• **What to do**:
Copy out the data exactly, leaving the pictures behind.

(Data records)
* BEGIN *
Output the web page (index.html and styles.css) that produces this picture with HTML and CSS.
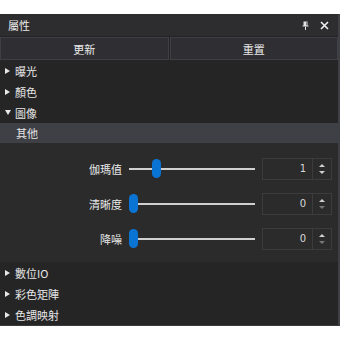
FILE: index.html
```html
<!DOCTYPE html>
<html>

<head>
    <link rel="stylesheet" href="styles.css">
</head>

<body>
    <main class="panel">
        <section class="titlebar">
            <span class="title">屬性</span>
            <div class="tools">
                <svg width="7" height="9" viewBox="0 0 7 9">
                    <path d="M1.5 0.5h4v4h1v1h-6v-1h1z" fill="#e0e0e0" />
                    <rect x="3" y="5.5" width="1" height="3.5" fill="#e0e0e0" />
                    <rect x="4" y="1" width="1" height="3.5" fill="#888" />
                </svg>
                <svg width="9" height="9" viewBox="0 0 9 9">
                    <path d="M1 1l7 7M8 1l-7 7" stroke="#f0f0f0" stroke-width="1.6" />
                </svg>
            </div>
        </section>
        <section class="buttons">
            <button class="btn">更新</button>
            <button class="btn">重置</button>
        </section>
        <div class="row"><i class="tri right"></i>曝光</div>
        <div class="row"><i class="tri right"></i>顏色</div>
        <div class="row"><i class="tri down"></i>圖像</div>
        <div class="subhead">其他</div>
        <section class="controls">
            <div class="ctrl">
                <label class="label">伽瑪值</label>
                <div class="slider">
                    <div class="track"></div>
                    <div class="thumb" style="left: 23px"></div>
                </div>
                <div class="spin">
                    <span class="val">1</span>
                    <span class="arrows"><i class="up"></i><i class="dn"></i></span>
                </div>
            </div>
            <div class="ctrl">
                <label class="label">清晰度</label>
                <div class="slider">
                    <div class="track"></div>
                    <div class="thumb" style="left: 0px"></div>
                </div>
                <div class="spin">
                    <span class="val">0</span>
                    <span class="arrows"><i class="up"></i><i class="dn off"></i></span>
                </div>
            </div>
            <div class="ctrl">
                <label class="label">降噪</label>
                <div class="slider">
                    <div class="track"></div>
                    <div class="thumb" style="left: 0px"></div>
                </div>
                <div class="spin">
                    <span class="val">0</span>
                    <span class="arrows"><i class="up"></i><i class="dn off"></i></span>
                </div>
            </div>
        </section>
        <div class="row"><i class="tri right"></i>數位IO</div>
        <div class="row"><i class="tri right"></i>彩色矩陣</div>
        <div class="row"><i class="tri right"></i>色調映射</div>
    </main>
</body>

</html>
```

FILE: styles.css
```css
* {
    margin: 0;
    padding: 0;
    box-sizing: border-box;
}

body {
    background-color: #fff;
    font-family: "Noto Sans CJK TC", "DejaVu Sans", sans-serif;
}

main.panel {
    margin-top: 14px;
    height: 312px;
    background-color: #252526;
    border-right: 2px solid #3f3f46;
    border-bottom: 1px solid #3a3a3d;
    color: #e8e8e8;
    font-size: 11px;
    display: flex;
    flex-direction: column;
}

.titlebar {
    height: 23px;
    flex: none;
    background-color: #2d2d30;
    border-bottom: 1px solid #232325;
    display: flex;
    align-items: center;
    justify-content: space-between;
    padding: 0 8px;
    line-height: 14px;
}

.tools {
    display: flex;
    align-items: center;
    gap: 11px;
    padding-right: 1px;
}

.buttons {
    height: 23px;
    flex: none;
    display: flex;
}

.btn {
    flex: 1;
    background-color: #2f2f33;
    border: 1px solid #3f3f46;
    color: #e8e8e8;
    font-family: inherit;
    font-size: 11px;
    line-height: 14px;
}

.btn + .btn {
    margin-left: 1px;
}

.row {
    height: 21px;
    flex: none;
    display: flex;
    align-items: center;
    padding-left: 5px;
    gap: 4px;
    line-height: 14px;
}

.tri {
    width: 0;
    height: 0;
    border-style: solid;
}

.tri.right {
    border-width: 3.5px 0 3.5px 5px;
    border-color: transparent transparent transparent #e8e8e8;
    margin-right: 1px;
}

.tri.down {
    border-width: 5px 3.5px 0 3.5px;
    border-color: #e8e8e8 transparent transparent transparent;
}

.subhead {
    height: 20px;
    flex: none;
    display: flex;
    align-items: center;
    padding-left: 16px;
    background-color: #3f3f46;
    line-height: 14px;
}

.controls {
    height: 119px;
    flex: none;
    background-color: #2b2b2c;
    padding-top: 8px;
}

.ctrl {
    height: 35px;
    display: flex;
    align-items: center;
}

.label {
    width: 122px;
    text-align: right;
    line-height: 14px;
}

.slider {
    position: relative;
    width: 126px;
    height: 19px;
    margin: 0 7px;
    display: flex;
    align-items: center;
}

.track {
    width: 100%;
    height: 2px;
    background-color: #d0d0d0;
}

.thumb {
    position: absolute;
    top: 0;
    width: 9px;
    height: 19px;
    border-radius: 4.5px;
    background-color: #0a74d4;
}

.spin {
    width: 70px;
    height: 22px;
    border: 1px solid #3c3c3e;
    display: flex;
}

.val {
    flex: 1;
    text-align: right;
    padding-right: 6px;
    font-family: "DejaVu Sans", sans-serif;
    font-size: 10px;
    line-height: 20px;
    color: #d8d8d8;
}

.arrows {
    width: 19px;
    border-left: 1px solid #3c3c3e;
    display: flex;
    flex-direction: column;
    align-items: center;
    justify-content: center;
    gap: 4px;
}

.up,
.dn {
    width: 0;
    height: 0;
    border-style: solid;
}

.up {
    border-width: 0 3px 3px 3px;
    border-color: transparent transparent #cfcfcf transparent;
}

.dn {
    border-width: 3px 3px 0 3px;
    border-color: #cfcfcf transparent transparent transparent;
}

.dn.off {
    border-top-color: #77777a;
}
```
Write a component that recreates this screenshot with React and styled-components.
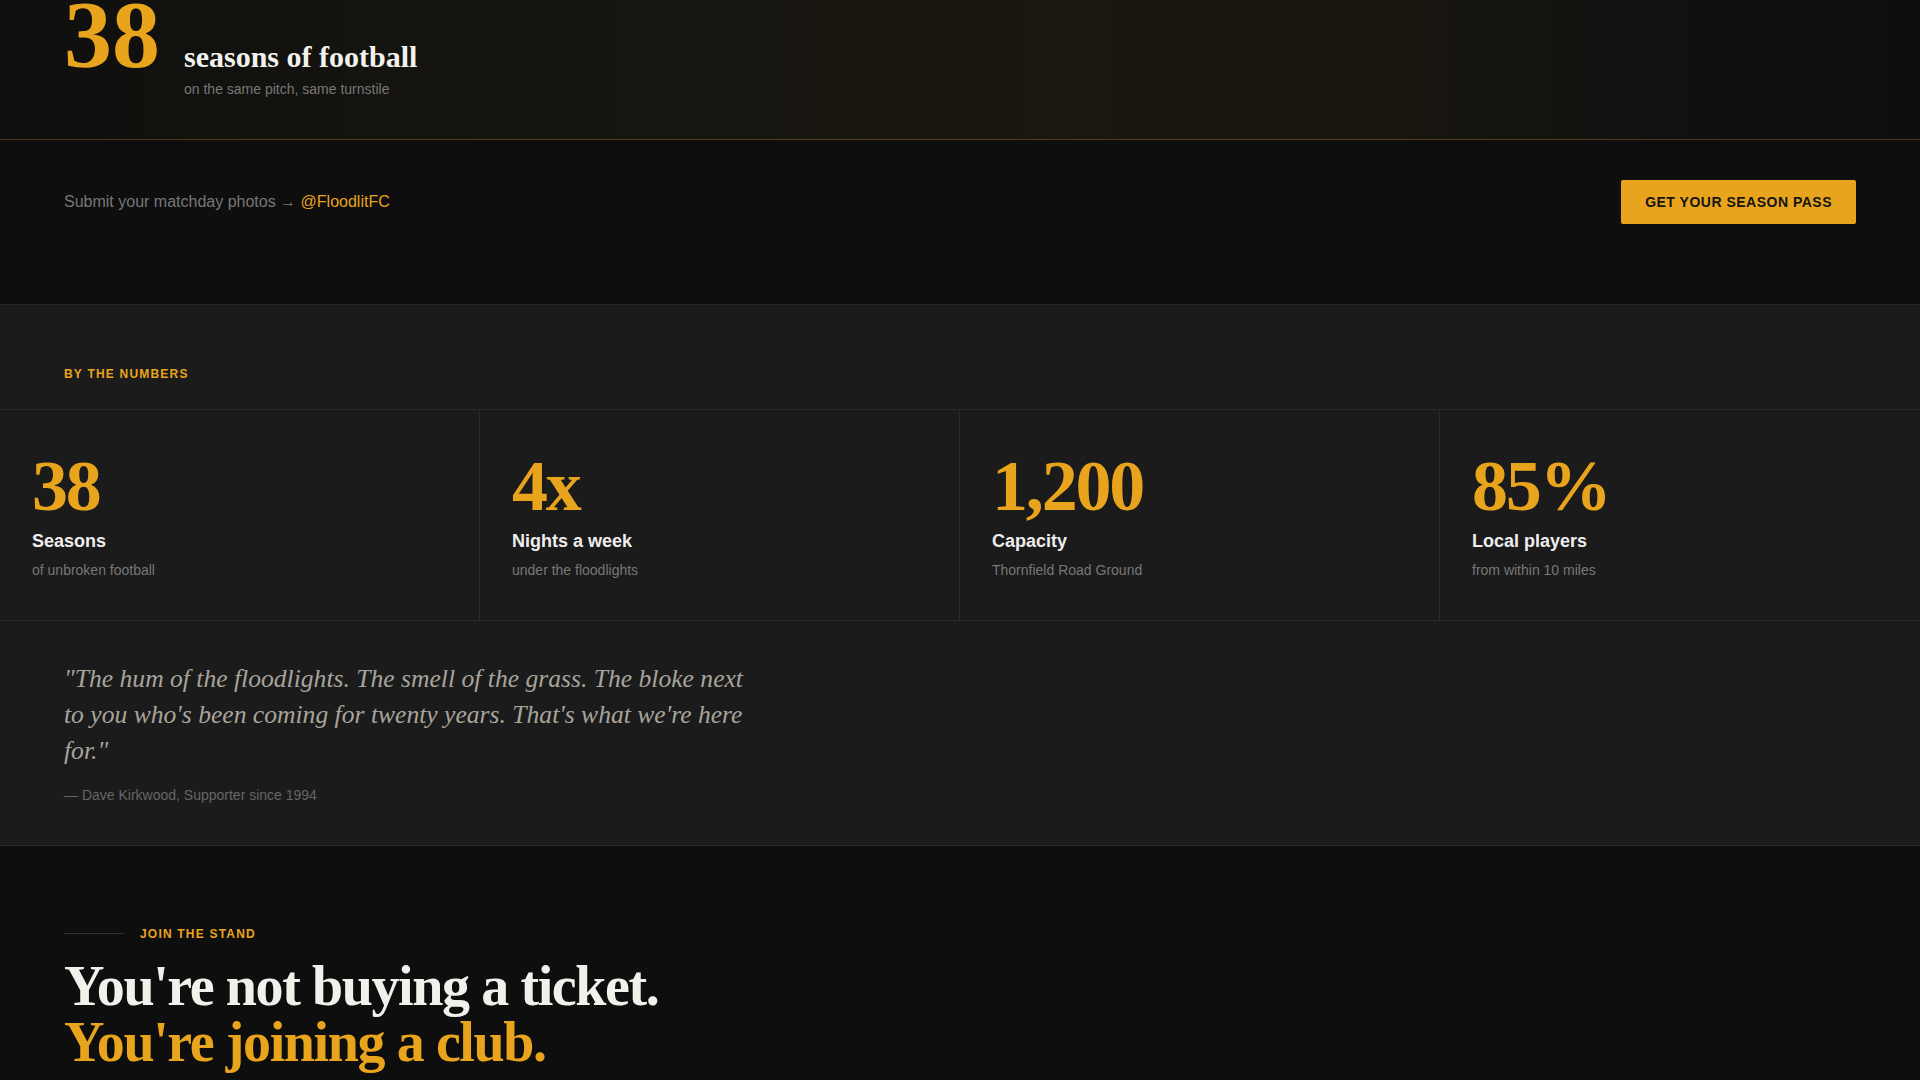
* END *
• **Task output**:
Output the web page (index.html and styles.css) that produces this picture with HTML and CSS.
FILE: index.html
```html
<!DOCTYPE html>
<html>

<head>
    <link rel="stylesheet" href="styles.css">
</head>

<body>
    <main class="panel">
        <section class="titlebar">
            <span class="title">屬性</span>
            <div class="tools">
                <svg width="7" height="9" viewBox="0 0 7 9">
                    <path d="M1.5 0.5h4v4h1v1h-6v-1h1z" fill="#e0e0e0" />
                    <rect x="3" y="5.5" width="1" height="3.5" fill="#e0e0e0" />
                    <rect x="4" y="1" width="1" height="3.5" fill="#888" />
                </svg>
                <svg width="9" height="9" viewBox="0 0 9 9">
                    <path d="M1 1l7 7M8 1l-7 7" stroke="#f0f0f0" stroke-width="1.6" />
                </svg>
            </div>
        </section>
        <section class="buttons">
            <button class="btn">更新</button>
            <button class="btn">重置</button>
        </section>
        <div class="row"><i class="tri right"></i>曝光</div>
        <div class="row"><i class="tri right"></i>顏色</div>
        <div class="row"><i class="tri down"></i>圖像</div>
        <div class="subhead">其他</div>
        <section class="controls">
            <div class="ctrl">
                <label class="label">伽瑪值</label>
                <div class="slider">
                    <div class="track"></div>
                    <div class="thumb" style="left: 23px"></div>
                </div>
                <div class="spin">
                    <span class="val">1</span>
                    <span class="arrows"><i class="up"></i><i class="dn"></i></span>
                </div>
            </div>
            <div class="ctrl">
                <label class="label">清晰度</label>
                <div class="slider">
                    <div class="track"></div>
                    <div class="thumb" style="left: 0px"></div>
                </div>
                <div class="spin">
                    <span class="val">0</span>
                    <span class="arrows"><i class="up"></i><i class="dn off"></i></span>
                </div>
            </div>
            <div class="ctrl">
                <label class="label">降噪</label>
                <div class="slider">
                    <div class="track"></div>
                    <div class="thumb" style="left: 0px"></div>
                </div>
                <div class="spin">
                    <span class="val">0</span>
                    <span class="arrows"><i class="up"></i><i class="dn off"></i></span>
                </div>
            </div>
        </section>
        <div class="row"><i class="tri right"></i>數位IO</div>
        <div class="row"><i class="tri right"></i>彩色矩陣</div>
        <div class="row"><i class="tri right"></i>色調映射</div>
    </main>
</body>

</html>
```

FILE: styles.css
```css
* {
    margin: 0;
    padding: 0;
    box-sizing: border-box;
}

body {
    background-color: #fff;
    font-family: "Noto Sans CJK TC", "DejaVu Sans", sans-serif;
}

main.panel {
    margin-top: 14px;
    height: 312px;
    background-color: #252526;
    border-right: 2px solid #3f3f46;
    border-bottom: 1px solid #3a3a3d;
    color: #e8e8e8;
    font-size: 11px;
    display: flex;
    flex-direction: column;
}

.titlebar {
    height: 23px;
    flex: none;
    background-color: #2d2d30;
    border-bottom: 1px solid #232325;
    display: flex;
    align-items: center;
    justify-content: space-between;
    padding: 0 8px;
    line-height: 14px;
}

.tools {
    display: flex;
    align-items: center;
    gap: 11px;
    padding-right: 1px;
}

.buttons {
    height: 23px;
    flex: none;
    display: flex;
}

.btn {
    flex: 1;
    background-color: #2f2f33;
    border: 1px solid #3f3f46;
    color: #e8e8e8;
    font-family: inherit;
    font-size: 11px;
    line-height: 14px;
}

.btn + .btn {
    margin-left: 1px;
}

.row {
    height: 21px;
    flex: none;
    display: flex;
    align-items: center;
    padding-left: 5px;
    gap: 4px;
    line-height: 14px;
}

.tri {
    width: 0;
    height: 0;
    border-style: solid;
}

.tri.right {
    border-width: 3.5px 0 3.5px 5px;
    border-color: transparent transparent transparent #e8e8e8;
    margin-right: 1px;
}

.tri.down {
    border-width: 5px 3.5px 0 3.5px;
    border-color: #e8e8e8 transparent transparent transparent;
}

.subhead {
    height: 20px;
    flex: none;
    display: flex;
    align-items: center;
    padding-left: 16px;
    background-color: #3f3f46;
    line-height: 14px;
}

.controls {
    height: 119px;
    flex: none;
    background-color: #2b2b2c;
    padding-top: 8px;
}

.ctrl {
    height: 35px;
    display: flex;
    align-items: center;
}

.label {
    width: 122px;
    text-align: right;
    line-height: 14px;
}

.slider {
    position: relative;
    width: 126px;
    height: 19px;
    margin: 0 7px;
    display: flex;
    align-items: center;
}

.track {
    width: 100%;
    height: 2px;
    background-color: #d0d0d0;
}

.thumb {
    position: absolute;
    top: 0;
    width: 9px;
    height: 19px;
    border-radius: 4.5px;
    background-color: #0a74d4;
}

.spin {
    width: 70px;
    height: 22px;
    border: 1px solid #3c3c3e;
    display: flex;
}

.val {
    flex: 1;
    text-align: right;
    padding-right: 6px;
    font-family: "DejaVu Sans", sans-serif;
    font-size: 10px;
    line-height: 20px;
    color: #d8d8d8;
}

.arrows {
    width: 19px;
    border-left: 1px solid #3c3c3e;
    display: flex;
    flex-direction: column;
    align-items: center;
    justify-content: center;
    gap: 4px;
}

.up,
.dn {
    width: 0;
    height: 0;
    border-style: solid;
}

.up {
    border-width: 0 3px 3px 3px;
    border-color: transparent transparent #cfcfcf transparent;
}

.dn {
    border-width: 3px 3px 0 3px;
    border-color: #cfcfcf transparent transparent transparent;
}

.dn.off {
    border-top-color: #77777a;
}
```
Write a component that recreates this screenshot with React and styled-components.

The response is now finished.